@motioneffector/parser

Documentation

Tokenization API

Internal types for tokens produced by the parser's tokenizer. Exposed for advanced use cases like error position mapping.


Token

A single token from the input string.

interface Token {
  type: TokenType
  value: string
  original: string
  start: number
  end: number
}
Property Type Description
type TokenType The type of token
value string Normalized value (lowercase for words)
original string Original text before normalization
start number Start position in original input (0-indexed)
end number End position in original input (exclusive)

Example:

// Input: "Get THE lamp"
// Tokens:
[
  { type: 'WORD', value: 'get', original: 'Get', start: 0, end: 3 },
  { type: 'WORD', value: 'the', original: 'THE', start: 4, end: 7 },
  { type: 'WORD', value: 'lamp', original: 'lamp', start: 8, end: 12 }
]

TokenType

Type of token produced by the tokenizer.

type TokenType =
  | 'WORD'
  | 'QUOTED_STRING'
  | 'NUMBER'
  | 'PUNCTUATION'
  | 'WHITESPACE'
Type Description Example
'WORD' Alphanumeric word get, lamp, café
'QUOTED_STRING' Text in quotes "hello world"
'NUMBER' Numeric value 123, 42
'PUNCTUATION' Punctuation character ., !, ,
'WHITESPACE' Whitespace (usually skipped) , \t, \n

Position Mapping

Use token positions to map errors back to input:

const input = 'get the unicorn from chest'
const result = parser.parse(input)

if (result.type === 'unknown_noun') {
  const position = result.position

  // Highlight the problem word
  const before = input.slice(0, position)
  const word = result.noun
  const after = input.slice(position + word.length)

  console.log(`${before}[${word}]${after}`)
  // "get the [unicorn] from chest"

  // Or show a caret
  console.log(input)
  console.log(' '.repeat(position) + '^'.repeat(word.length))
  // get the unicorn from chest
  //         ^^^^^^^
}

Tokenization Behavior

Word normalization:

  • Converted to lowercase
  • Trailing punctuation stripped
  • Unicode characters preserved

Quoted strings:

  • Delimiters: " or '
  • Escape sequences: \", \', \\
  • Value excludes quotes

Whitespace:

  • Tabs, newlines, spaces all treated as separators
  • Multiple consecutive whitespace collapsed
  • Not included in token output

Punctuation:

  • Stripped from word ends
  • Standalone punctuation skipped
  • Commas between items don't create lists

Examples:

// Lowercase
"GET LAMP" → [{ value: 'get' }, { value: 'lamp' }]

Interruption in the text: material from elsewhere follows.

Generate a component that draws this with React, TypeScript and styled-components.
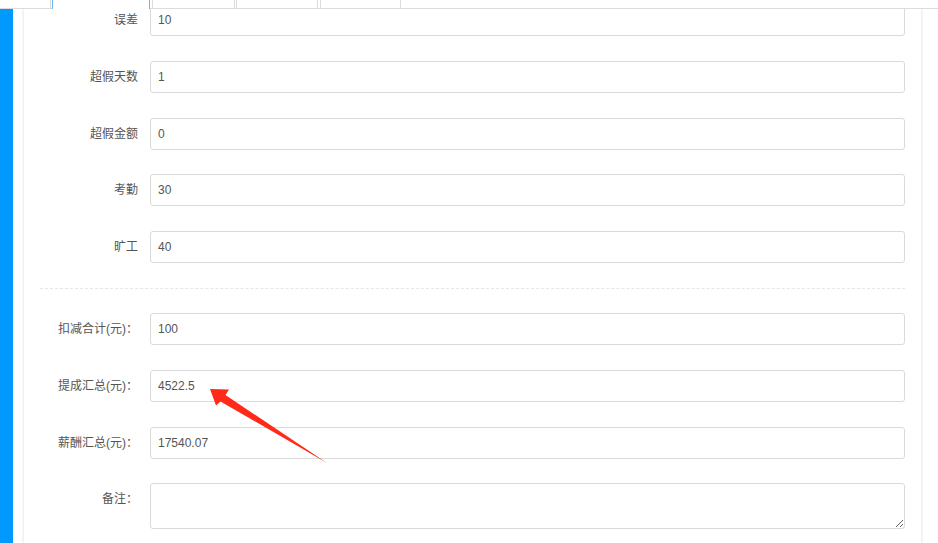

// Trailing punctuation stripped
"look." → [{ value: 'look' }]

// Quoted strings
'say "Hello!"' → [{ value: 'say' }, { value: 'Hello!', type: 'QUOTED_STRING' }]

// Unicode preserved
"get café" → [{ value: 'get' }, { value: 'café' }]

// Whitespace variations
"get\tlamp" → [{ value: 'get' }, { value: 'lamp' }]
"get\nlamp" → [{ value: 'get' }, { value: 'lamp' }]

Use Cases

Error display: Use position from UnknownNounResult or ParseErrorResult to highlight problems in the original input.

Custom preprocessing: If you need to normalize or transform input before parsing, token positions let you map results back to the original.

Debugging: Understanding tokenization helps diagnose why certain inputs parse unexpectedly.